La competitività rispetto alle batterie cinesi
Ma è competitiva rispetto alle batterie al litio cinesi a livello di costo e di efficienza? Spadacini risponde con i numeri. «Il costo di investimento (capex) — dichiara Spadacini — è di 180 euro al kilowattora installato. Il primo impianto è costato circa 200 euro al kWh, ma contiamo di scendere a 120 euro senza sussidi pubblici. Un impianto cinese costa 150/180 euro al kWh, per gli altri prodotti europei siamo intorno a 300 euro. La CO2 Battery restituisce il 75% dell’energia assorbita durante la carica e non ha degrado durante la vita (oltre 30 anni). Le batterie al litio hanno un rendimento a inizio vita dell’80% ma nel tempo degradano al 60 per cento». Investitori illustri
I 35 milioni di Breakthrough Energy Catalyst
Spadacini è rimasto primo azionista, con oltre il 40%, e altro socio è Andrea Dossi, vice-presidente di Sapio. Ma la tecnologia ha convinto finanziatori illustri. Spadacini ha raccolto complessivamente circa 140 milioni di fondi, di cui 35 milioni a fondo perduto dal Breakthrough Energy Catalyst di Bill Gates, che ha investito nel primo progetto della società a cui ha partecipato anche la Bei con 25 milioni. Precedentemente, al venture capital per finanziare lo sviluppo gli aumenti di capitale sono stati sottoscritti da investitori privati. Nel novembre 2021, 360 Capital ha guidato un round da 10 milioni attraverso il fondo 360Life (di cui A2a è limited partner). Tra gli altri finanziatori figurano Barclays, Novum Capital Partners e poi Cdp, Eni Next, Neva (Intesa Sanpaolo), Oman Investment Authority e lo European Innovation Council.
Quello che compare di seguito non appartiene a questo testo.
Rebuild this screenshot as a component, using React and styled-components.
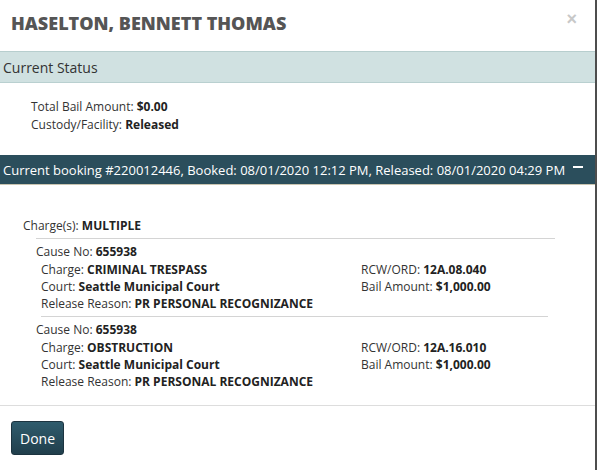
import React from "react";
import styled, { createGlobalStyle } from "styled-components";

const GlobalStyle = createGlobalStyle`
  html, body {
    margin: 0;
    padding: 0;
    background: #fff;
  }
  body {
    font-family: "Open Sans", "Liberation Sans", sans-serif;
    color: #333;
  }
`;

const charges = [
  {
    causeNo: "655938",
    charge: "CRIMINAL TRESPASS",
    court: "Seattle Municipal Court",
    reason: "PR PERSONAL RECOGNIZANCE",
    rcw: "12A.08.040",
    bail: "$1,000.00",
  },
  {
    causeNo: "655938",
    charge: "OBSTRUCTION",
    court: "Seattle Municipal Court",
    reason: "PR PERSONAL RECOGNIZANCE",
    rcw: "12A.16.010",
    bail: "$1,000.00",
  },
];

const App = () => {
  return (
    <>
      <GlobalStyle />
      <Modal>
        <Header>
          <Title>HASELTON, BENNETT THOMAS</Title>
          <Close>×</Close>
        </Header>

        <StatusBar>Current Status</StatusBar>
        <StatusBody>
          <Line tall>
            Total Bail Amount: <b>$0.00</b>
          </Line>
          <Line tall>
            Custody/Facility: <b>Released</b>
          </Line>
        </StatusBody>

        <BookingBar>
          <span>
            Current booking #220012446, Booked: 08/01/2020 12:12 PM, Released:
            08/01/2020 04:29 PM
          </span>
          <Minus />
        </BookingBar>

        <ChargesBody>
          <Line>
            Charge(s): <b>MULTIPLE</b>
          </Line>
          <ChargeList>
            {charges.map((c, i) => (
              <ChargeItem key={i}>
                <Divider inset={i > 0} />
                <Line>
                  Cause No: <b>{c.causeNo}</b>
                </Line>
                <ChargeGrid>
                  <Line>
                    Charge: <b>{c.charge}</b>
                  </Line>
                  <Line>
                    RCW/ORD: <b>{c.rcw}</b>
                  </Line>
                  <Line>
                    Court: <b>{c.court}</b>
                  </Line>
                  <Line>
                    Bail Amount: <b>{c.bail}</b>
                  </Line>
                  <Line>
                    Release Reason: <b>{c.reason}</b>
                  </Line>
                </ChargeGrid>
              </ChargeItem>
            ))}
          </ChargeList>
        </ChargesBody>

        <Footer>
          <DoneButton type="button">Done</DoneButton>
        </Footer>
      </Modal>
    </>
  );
};

export default App;

const Modal = styled.div`
  width: 595px;
  height: 470px;
  border-right: 2px solid #4d4d4d;
  background: #fff;
  overflow: hidden;
`;

const Header = styled.div`
  display: flex;
  justify-content: space-between;
  align-items: flex-start;
  height: 51px;
  box-sizing: border-box;
  padding: 10px 18px 0 11px;
`;

const Title = styled.h3`
  margin: 0;
  font-size: 18px;
  font-weight: 800;
  color: #555;
  line-height: 26px;
`;

const Close = styled.span`
  font-family: "Liberation Sans", sans-serif;
  font-size: 18px;
  font-weight: 700;
  color: #c8c8c8;
  line-height: 1;
  margin-top: 0;
`;

const StatusBar = styled.div`
  height: 32px;
  box-sizing: border-box;
  display: flex;
  align-items: center;
  padding: 0 3px;
  background: #d0e1e1;
  border-top: 1px solid #b7cece;
  border-bottom: 1px solid #b9d0d0;
  font-size: 14px;
  color: #333;
`;

const StatusBody = styled.div`
  padding: 15px 31px 0;
  height: 72px;
  box-sizing: border-box;
`;

const Line = styled.div`
  font-size: 12px;
  line-height: ${(p) => (p.tall ? "18px" : "17px")};
  color: #333;
  white-space: nowrap;

  b {
    font-weight: 700;
    color: #222;
  }
`;

const BookingBar = styled.div`
  height: 30px;
  box-sizing: border-box;
  display: flex;
  align-items: center;
  justify-content: space-between;
  padding: 0 12px 0 3px;
  background: #2b4e5c;
  border-bottom: 1px solid #c9c4b0;
  color: #fff;
  font-size: 13px;
  white-space: nowrap;
`;

const Minus = styled.span`
  display: block;
  width: 10px;
  height: 2px;
  background: #fff;
  margin-bottom: 6px;
`;

const ChargesBody = styled.div`
  padding: 32px 23px 0 23px;
  height: 220px;
  box-sizing: border-box;
`;

const ChargeList = styled.div`
  margin-left: 13px;
  width: 519px;
`;

const ChargeItem = styled.div`
  margin-top: 4px;
`;

const Divider = styled.div`
  height: 1px;
  background: #d4d4d4;
  margin-left: ${(p) => (p.inset ? "5px" : "0")};
  width: ${(p) => (p.inset ? "507px" : "519px")};
  margin-bottom: 4px;
`;

const ChargeGrid = styled.div`
  display: grid;
  grid-template-columns: 320px 1fr;
  padding-left: 5px;
  margin-top: 1px;
`;

const Footer = styled.div`
  border-top: 1px solid #ddd;
  padding: 15px 11px;
`;

const DoneButton = styled.button`
  width: 53px;
  height: 34px;
  border: 1px solid #1c3440;
  border-radius: 3px;
  background: linear-gradient(#2f5c6d, #213f4c);
  color: #fff;
  font-family: "Open Sans", "Liberation Sans", sans-serif;
  font-size: 14px;
  cursor: pointer;
  padding: 0;
`;
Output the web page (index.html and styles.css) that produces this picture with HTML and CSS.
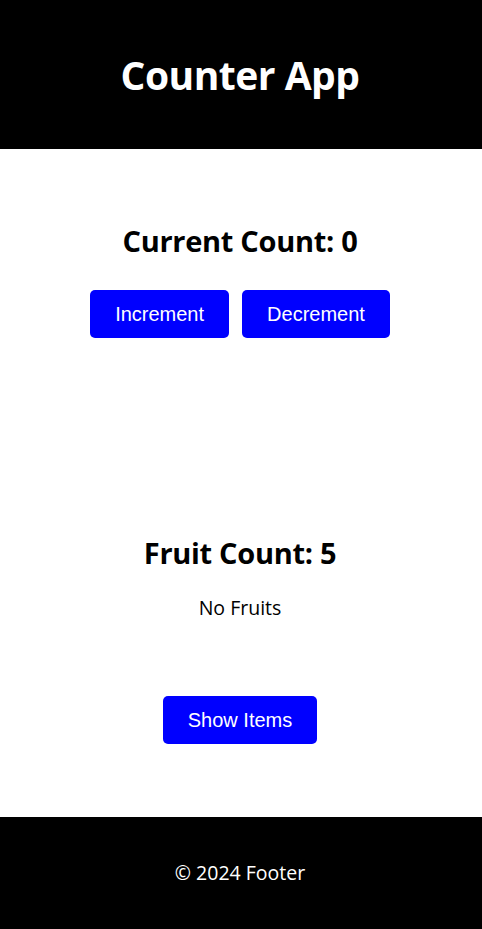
FILE: index.html
```html
<!DOCTYPE html>
<html>
<head>
<meta charset="utf-8">
<link rel="stylesheet" href="styles.css">
</head>
<body>
<header class="header"><h1 class="title">Counter App</h1></header>
<main class="main">
  <section class="counter">
    <h2 class="heading">Current Count: 0</h2>
    <div class="btn-row">
      <button class="btn">Increment</button>
      <button class="btn">Decrement</button>
    </div>
  </section>
  <section class="fruits">
    <h2 class="heading">Fruit Count: 5</h2>
    <p class="empty">No Fruits</p>
    <button class="btn">Show Items</button>
  </section>
</main>
<footer class="footer"><p class="footer-text">© 2024 Footer</p></footer>
</body>
</html>
```
FILE: styles.css
```css
* { box-sizing: border-box; }
body {
  margin: 0;
  font-family: "Open Sans", "Noto Sans", sans-serif;
  color: #000;
  background: #fff;
}
.header {
  height: 149px;
  background: #000;
  display: flex;
  align-items: center;
  justify-content: center;
  padding-right: 2px;
}
.title {
  margin: 0;
  color: #fff;
  font-size: 39px;
  line-height: 48px;
  font-weight: 700;
  letter-spacing: -0.5px;
}
.main {
  display: flex;
  flex-direction: column;
  align-items: center;
  padding-right: 2px;
}
.counter {
  display: flex;
  flex-direction: column;
  align-items: center;
  padding-top: 74px;
}
.heading {
  margin: 0;
  font-size: 29px;
  line-height: 36px;
  font-weight: 700;
  letter-spacing: -0.3px;
}
.btn-row {
  display: flex;
  gap: 13px;
  margin-top: 31px;
}
.btn {
  font-family: "Liberation Sans", Arial, sans-serif;
  font-size: 20px;
  line-height: 24px;
  color: #fff;
  background: #0000ff;
  border: none;
  border-radius: 5px;
  padding: 12px 25px;
}
.fruits {
  display: flex;
  flex-direction: column;
  align-items: center;
  padding-top: 197px;
  padding-bottom: 73px;
}
.empty {
  margin: 25px 0 76px;
  font-size: 19.5px;
  line-height: 24px;
}
.footer {
  height: 112px;
  background: #000;
  display: flex;
  align-items: center;
  justify-content: center;
  padding-right: 2px;
}
.footer-text {
  margin: 0;
  color: #fff;
  font-size: 19.5px;
  line-height: 24px;
}
```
Il primo impianto in Sardegna
Il primo progetto su larga scala commerciale, da 20 MW di potenza installata e 200 MWh come capacità di accumulo di energia, è in costruzione nel comune di Ottana in Sardegna e sarà completato in primavera ed è costato 40 milioni. Il gruppo francese Engie ha firmato un contratto per acquistare l’energia (”off take”) dall’impianto. «Ma — spiega Spadacini — con questo progetto non potremo partecipare alle aste di Terna del mercato che sta nascendo in Italia, il Macse, perché esclude gli impianti già in costruzione come imposto dalla normativa europea sugli aiuti di Stato. Il mercato che segnerà il futuro italiano dello storage sarà appannaggio di tecnologie cinesi, dopo che l’unico produttore europeo, Northvolt, è andato gambe all’aria. E stiamo parlando di svariati miliardi. Le previsioni di Terna sono di 71 gigawattora di accumuli da qui al 2030, il che equivale a circa 12-13 miliardi. Terna ha aperto il 10% della capacità a tecnologie innovative come la nostra, ma ostacoli burocratici non ci permettono di competere allo stesso livello perché gli accumuli elettrochimici cinesi beneficiano di percorso accelerato per le autorizzazioni, che sono necessarie per partecipare alle aste del Macse». Dunque nemo profeta in patria? «Sembrerebbe così — conclude Spadacini — intanto ci stiamo rivolgendo ad altri mercati come quello americano, indiano, australiano e tanti altri. I nostri clienti sono utilities e grandi data company».